Chacune des pièces de Summoning Black Beach est un univers à part entière. Ces dernières représentent des îles de possibilités, situées à proximité les unes des autres, formant des cadres de vie archipélagiques et proposant ainsi une manière d’évoluer en connexion avec toute matière. Les différents matériaux des sculptures forment un assemblage de relationnalité, chacune constituant une entité individuelle dans un archipel d’îles similaires, mais différentes dans une mer d’expériences partagées. L’artiste exploite ce que la théoricienne politique Jane Bennett appellerait la « vitalité » des matériaux.¹ Les déchets plastiques et les éléments naturels communiquent avec l’artiste et lui révèlent comment se comporter dans ce monde. Ces sculptures suggèrent qu’il existe une autre façon d’être en regard des choses. Il ne s’agit pas de les dominer, de les consommer ni de les rejeter, mais plutôt de prendre tranquillement conscience de leurs vérités et de coexister à leurs côtés.

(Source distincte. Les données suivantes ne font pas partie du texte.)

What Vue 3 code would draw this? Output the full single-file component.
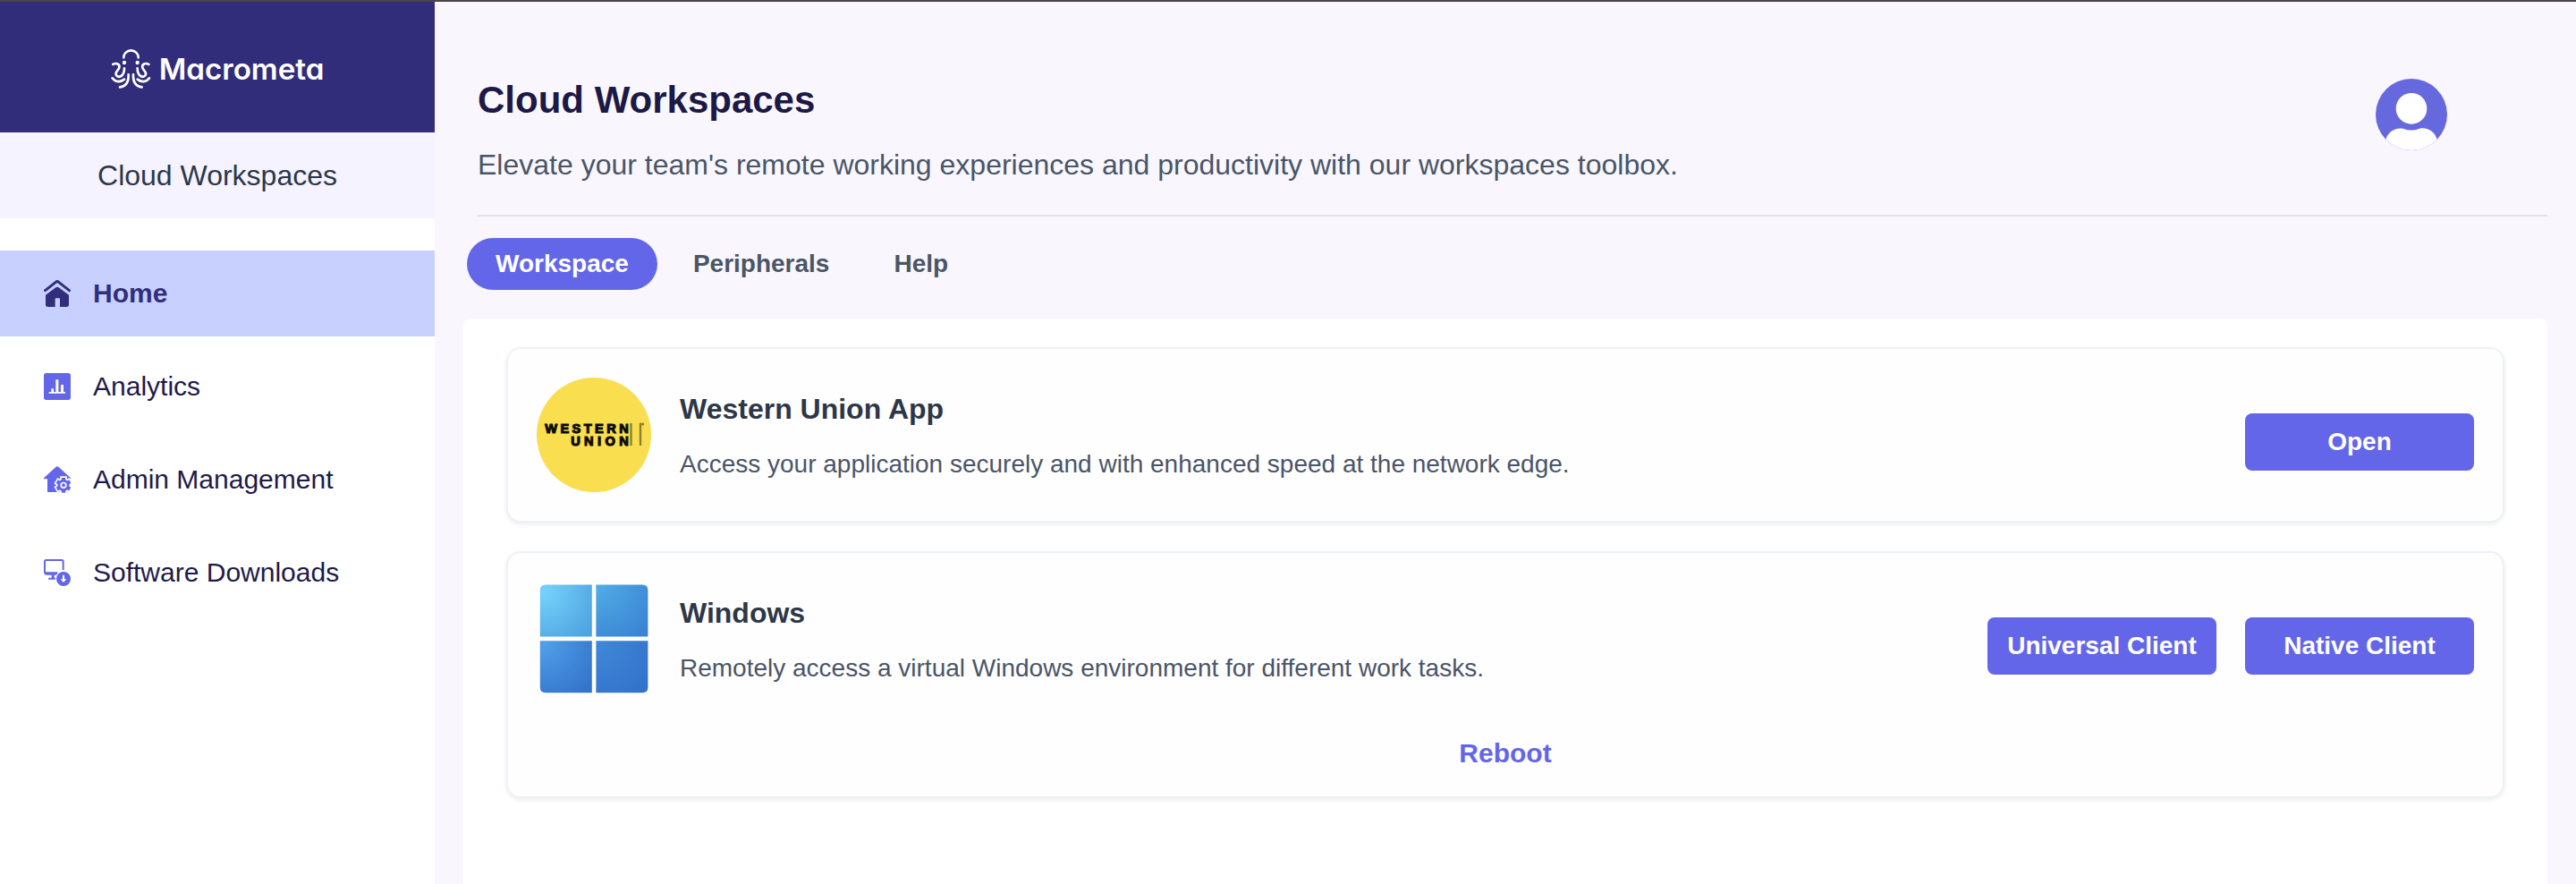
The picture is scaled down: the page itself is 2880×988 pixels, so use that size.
<script setup>
const navItems = [
  { id: 'home', label: 'Home', active: true },
  { id: 'analytics', label: 'Analytics' },
  { id: 'admin', label: 'Admin Management' },
  { id: 'downloads', label: 'Software Downloads' },
]

const tabs = [
  { label: 'Workspace', active: true },
  { label: 'Peripherals' },
  { label: 'Help' },
]

const workspaces = [
  {
    id: 'western-union',
    title: 'Western Union App',
    description: 'Access your application securely and with enhanced speed at the network edge.',
    actions: ['Open'],
  },
  {
    id: 'windows',
    title: 'Windows',
    description: 'Remotely access a virtual Windows environment for different work tasks.',
    actions: ['Universal Client', 'Native Client'],
    footer: 'Reboot',
  },
]
</script>

<template>
  <div class="app">
    <aside class="sidebar">
      <div class="brand">
        <svg class="brand-logo" viewBox="0 0 240 48" aria-label="Macrometa">
          <g transform="translate(0.3 1.3) scale(0.33333) translate(-373 -163)" fill="none" stroke="#fff" stroke-width="8" stroke-linecap="round">
            <path d="M415 193 A24.5 24 0 0 1 464 193" />
            <circle cx="417" cy="210" r="6.5" fill="#fff" stroke="none" />
            <circle cx="461" cy="210" r="6.5" fill="#fff" stroke="none" />
            <path d="M379 216 C390 209 403 216 400 227 C397 238 384 241 390 252 C397 262 417 258 417 229" />
            <path d="M499 216 C488 209 475 216 478 227 C481 238 494 241 488 252 C481 262 461 258 461 229" />
            <path d="M377 262 C388 277 405 276 417 266" />
            <path d="M501 262 C490 277 473 276 461 266" />
            <path d="M431 250 C432 275 425 290 402 292" />
            <path d="M447 250 C446 275 453 290 476 292" />
          </g>
          <text class="brand-name" x="53.8" y="36" textLength="184.500" lengthAdjust="spacingAndGlyphs">Macrometa</text>
        </svg>
      </div>
      <div class="product">Cloud Workspaces</div>
      <nav class="nav">
        <a v-for="item in navItems" :key="item.id" class="nav-item" :class="{ active: item.active }">
          <svg v-if="item.id === 'home'" class="nav-icon" viewBox="0 0 90 90">
            <path d="M4.500 35 L40 7 Q45 3 50 7 L85.500 35" fill="none" stroke="#312e7c" stroke-width="9" stroke-linecap="round" />
            <path d="M6 50 L40 25 Q45 22 50 25 L84 50 V82 Q84 90 76 90 H54 V64 Q54 61 51 61 H41 Q38 61 38 64 V90 H14 Q6 90 6 82 Z" fill="#312e7c" />
          </svg>
          <svg v-else-if="item.id === 'analytics'" class="nav-icon" viewBox="0 0 90 90">
            <rect width="90" height="90" rx="8" fill="#6366e8" />
            <path d="M25 52 h8 v11 h7 V22 h9 V63 h8 V39 h9 V63 h6 v5 H17 v-5 h8 Z" fill="#fff" />
          </svg>
          <svg v-else-if="item.id === 'admin'" class="nav-icon" viewBox="0 0 90 90">
            <path d="M40 3 Q45 -2 50 3 L90 40 V43 H78 V87 H12 V43 H0 V40 Z" fill="#6366e8" />
            <g stroke="#fff" stroke-width="23" stroke-linecap="butt">
              <circle cx="66" cy="64" r="24" fill="#fff" stroke="none" />
              <path d="M66 34 V94 M40 49 L92 79 M40 79 L92 49" />
            </g>
            <g stroke="#6366e8" stroke-width="13">
              <circle cx="66" cy="64" r="19.500" fill="#6366e8" stroke="none" />
              <path d="M66 39 V89.500 M44 51.500 L88 76.500 M44 76.500 L88 51.500" />
            </g>
            <circle cx="66" cy="64" r="8.500" fill="#6366e8" stroke="#fff" stroke-width="5" />
          </svg>
          <svg v-else class="nav-icon" viewBox="0 0 90 90">
            <path d="M65 36 V8 Q65 3 60 3 H8 Q3 3 3 8 V41 Q3 48 8 48 H45" fill="none" stroke="#6366e8" stroke-width="6" />
            <path d="M3 43 H47 L41 53 H8 Q2 52 2 46 Z" fill="#6366e8" />
            <path d="M26 52 H35 V62 H39 V68 H18 Q15 68 15 65 Q15 62 18 62 H26 Z" fill="#6366e8" />
            <circle cx="66" cy="66" r="24" fill="#6366e8" />
            <path d="M63 53 H69 V67 H76 L66 78 L56 67 H63 Z" fill="#fff" />
          </svg>
          <span>{{ item.label }}</span>
        </a>
      </nav>
    </aside>

    <main class="main">
      <header class="header">
        <div class="heading">
          <h1 class="title">Cloud Workspaces</h1>
          <p class="subtitle">Elevate your team's remote working experiences and productivity with our workspaces toolbox.</p>
        </div>
        <svg class="avatar" viewBox="0 0 240 240">
          <defs>
            <clipPath id="avatar-clip"><circle cx="120" cy="120" r="120" /></clipPath>
          </defs>
          <g clip-path="url(#avatar-clip)">
            <rect width="240" height="240" fill="#6669dd" />
            <circle cx="120" cy="100" r="52" fill="#fff" />
            <path d="M34 203 C42 178 65 163 92 167 Q120 178 147 167 C176 162 198 178 206 203 V240 H34 Z" fill="#fff" />
          </g>
        </svg>
      </header>

      <div class="tabs">
        <button v-for="tab in tabs" :key="tab.label" class="tab" :class="{ active: tab.active }">{{ tab.label }}</button>
      </div>

      <section class="panel">
        <article v-for="ws in workspaces" :key="ws.id" class="card">
          <div class="card-row">
            <svg v-if="ws.id === 'western-union'" class="card-logo" viewBox="0 0 128 128">
              <circle cx="64" cy="64" r="64" fill="#f9de4f" />
              <g class="wu-text">
                <text x="9.200" y="62.400" textLength="93.500">WESTERN</text>
                <text x="38.200" y="75.600" textLength="64.500">UNION</text>
              </g>
              <path d="M105.500 51 V76 M116 76 V52 H120" fill="none" stroke="#8f802f" stroke-width="2.400" />
            </svg>
            <svg v-else class="card-logo" viewBox="0 0 128 128">
              <defs>
                <radialGradient id="win-a" gradientUnits="userSpaceOnUse" cx="8" cy="12" r="68">
                  <stop offset="0" stop-color="#76d2fb" /><stop offset="1" stop-color="#4da2df" />
                </radialGradient>
                <radialGradient id="win-b" gradientUnits="userSpaceOnUse" cx="68" cy="4" r="76">
                  <stop offset="0" stop-color="#50ade6" /><stop offset="1" stop-color="#3a82d3" />
                </radialGradient>
                <radialGradient id="win-c" gradientUnits="userSpaceOnUse" cx="8" cy="70" r="68">
                  <stop offset="0" stop-color="#509fe8" /><stop offset="1" stop-color="#3474cb" />
                </radialGradient>
                <radialGradient id="win-d" gradientUnits="userSpaceOnUse" cx="68" cy="68" r="76">
                  <stop offset="0" stop-color="#3f88d8" /><stop offset="1" stop-color="#3272ca" />
                </radialGradient>
              </defs>
              <path d="M10 3.500 H61.800 V61.500 H3.800 V9.700 Q3.800 3.500 10 3.500 Z" fill="url(#win-a)" />
              <path d="M66.400 3.500 H118.200 Q124.400 3.500 124.400 9.700 V61.500 H66.400 Z" fill="url(#win-b)" />
              <path d="M3.800 66.200 H61.800 V124.200 H10 Q3.800 124.200 3.800 118 Z" fill="url(#win-c)" />
              <path d="M66.400 66.200 H124.400 V118 Q124.400 124.200 118.200 124.200 H66.400 Z" fill="url(#win-d)" />
            </svg>
            <div class="card-text">
              <h2 class="card-title">{{ ws.title }}</h2>
              <p class="card-desc">{{ ws.description }}</p>
            </div>
            <div class="card-actions">
              <button v-for="action in ws.actions" :key="action" class="btn">{{ action }}</button>
            </div>
          </div>
          <button v-if="ws.footer" class="link-btn">{{ ws.footer }}</button>
        </article>
      </section>
    </main>
  </div>
</template>

<style>
body {
  margin: 0;
  overflow: hidden;
}
</style>

<style scoped>
.app {
  box-sizing: border-box;
  display: flex;
  width: 100%;
  height: 988px;
  border-top: 2px solid #4b4449;
  background: #f9f7fd;
  font-family: "Liberation Sans", Arial, sans-serif;
  overflow: hidden;
}
button {
  font-family: inherit;
  border: 0;
  padding: 0;
  background: none;
}
.sidebar {
  width: 486px;
  flex: none;
  background: #fff;
}
.brand {
  height: 146px;
  display: flex;
  box-sizing: border-box;
  padding: 51px 0 0 124px;
  background: #312d7b;
}
.brand-logo {
  width: 240px;
  height: 48px;
}
.brand-name {
  fill: #fff;
  font-family: Inter, sans-serif;
  font-size: 32px;
  font-weight: 600;
  font-feature-settings: "cv11";
}
.product {
  height: 96px;
  line-height: 96px;
  text-align: center;
  font-size: 32px;
  color: #2d3748;
  background: #f5f3ff;
}
.nav {
  display: flex;
  flex-direction: column;
  gap: 8px;
  margin-top: 36px;
}
.nav-item {
  display: flex;
  align-items: center;
  gap: 25px;
  height: 96px;
  padding-left: 49px;
  font-size: 30px;
  color: #1e1b4b;
}
.nav-item.active {
  background: #c8d1fd;
  color: #312e7c;
  font-weight: 700;
}
.nav-icon {
  width: 30px;
  height: 30px;
}
.main {
  flex: 1;
  display: flex;
  flex-direction: column;
  padding: 0 32px;
}
.header {
  display: flex;
  justify-content: space-between;
  align-items: flex-start;
  margin-left: 16px;
  padding: 85px 112px 32px 0;
  border-bottom: 2px solid #dfe4ec;
}
.title {
  margin: 0 0 23px;
  font-size: 42px;
  line-height: 50px;
  color: #1c1946;
}
.subtitle {
  margin: 0;
  font-size: 32px;
  line-height: 48px;
  color: #4a5568;
}
.avatar {
  width: 80px;
  height: 80px;
  margin-top: 1px;
}
.tabs {
  display: flex;
  gap: 8px;
  margin: 24px 0 32px 4px;
}
.tab {
  height: 58px;
  padding: 0 32px;
  border-radius: 29px;
  font-size: 28px;
  font-weight: 700;
  color: #4a5568;
}
.tab.active {
  background: #6366e8;
  color: #fff;
}
.panel {
  flex: 1;
  display: flex;
  flex-direction: column;
  gap: 32px;
  padding: 32px 48px 0;
  border-radius: 8px 8px 0 0;
  background: #fff;
}
.card {
  padding: 32px;
  border: 2px solid #edf2f7;
  border-radius: 16px;
  background: #fefefe;
  box-shadow: 0 2px 6px rgba(0, 0, 0, 0.05), 0 2px 4px rgba(0, 0, 0, 0.03);
}
.card-row {
  display: flex;
  gap: 32px;
  height: 128px;
}
.card-logo {
  width: 128px;
  height: 128px;
  flex: none;
}
.wu-text {
  font-family: "Liberation Sans", Arial, sans-serif;
  font-size: 14.6px;
  font-weight: 700;
  fill: #0c0b04;
  stroke: #0c0b04;
  stroke-width: 1.1px;
}
.card-text {
  flex: 1;
  padding-top: 11px;
}
.card-title {
  margin: 0 0 20px;
  font-size: 32px;
  line-height: 48px;
  color: #2d3748;
}
.card-desc {
  margin: 0;
  font-size: 28px;
  line-height: 36px;
  color: #4a5568;
}
.card-actions {
  display: flex;
  gap: 32px;
  padding-top: 40px;
}
.btn {
  width: 256px;
  height: 64px;
  border-radius: 8px;
  background: #6366e8;
  color: #fff;
  font-size: 28px;
  font-weight: 700;
}
.link-btn {
  display: block;
  margin: 48px auto 0;
  height: 32px;
  line-height: 32px;
  font-size: 30px;
  font-weight: 700;
  color: #6366e8;
}
</style>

Édouard Glissant suggère que l’archipel est un modèle épistémologique offrant un modèle esthétique et éthique pour la relationnalité.²  Regroupant plus de 7 000 îles, les Philippines forment un véritable archipel. Métaphoriquement, l’archipélagique offre des moyens de considérer divers actants à l’extérieur des formations nationales et coloniales. Les spécialistes de la littérature Brian Russell Roberts et Michelle Ann Stephens définissent l’archipel comme « un tournant vers le rapprochement des îles, des assemblages île-mer et une formation littorale qui va au-delà des tropes colonialistes. »3 À la lumière de sa conscience diasporique philippine, Del Rosario transgresse les frontières et les hiérarchies des valeurs pour construire des moments intersubjectifs et distincts, bien qu’interconnectés au sein de sa pratique matérielle, qui servent de contexte à une expérience significative. Les cadres de vie insulaires de Del Rosario créent un ensemble alliant tous les éléments que nous devons rassembler en vue d’une compréhension holistique de notre réalité matérielle.

Par le truchement de l’œuvre, l’artiste s’interroge à savoir comment retourner dans un lieu qui n’existe plus. Bien qu’elle ait immigré au Canada alors qu’elle était enfant, les souvenirs sensoriels des Philippines restent ancrés en elle et sont au cœur de sa conscience esthétique. Guidée par son défunt père, Elmo, elle se souvient de voyages sur une plage clandestine de minéraux volcaniques près de sa maison ancestrale de Batan. Un long trajet, une randonnée à travers une forêt de mangroves et une clairière révélant les eaux cristallines et les rivages d’ébène de cette plage magique. Lors des voyages qu’elle a entrepris depuis le décès de son père, Del Rosario n’a pas pu la retrouver. Ses sables riches en magnétite en ont peut-être fait une cible pour les sociétés pétrolières et gazières. À l’ère de la crise écologique et de l’extractivisme capitaliste mondial, les retours des diasporas sont particulièrement contrariés, car la terre, l’eau et la vie sont irrévocablement modifiées ou détruites. Summoning Black Beach propose une manière alternative de revenir et de renouer avec ce qui a été perdu.

—Marissa Largo

1 Bennett, Jane. Vibrant Matter: A Political Ecology of Things. Durham: Duke University Press, 2010.
2 Glissant, Édouard. Poetics of Relation. Traduit par Betsy Wing. Ann Arbor: University of Michigan Press, 2010.
3 Roberts, Brian Russell et Michelle Ann Stephens. Archipelagic American Studies. Durham: Duke University Press, 2017.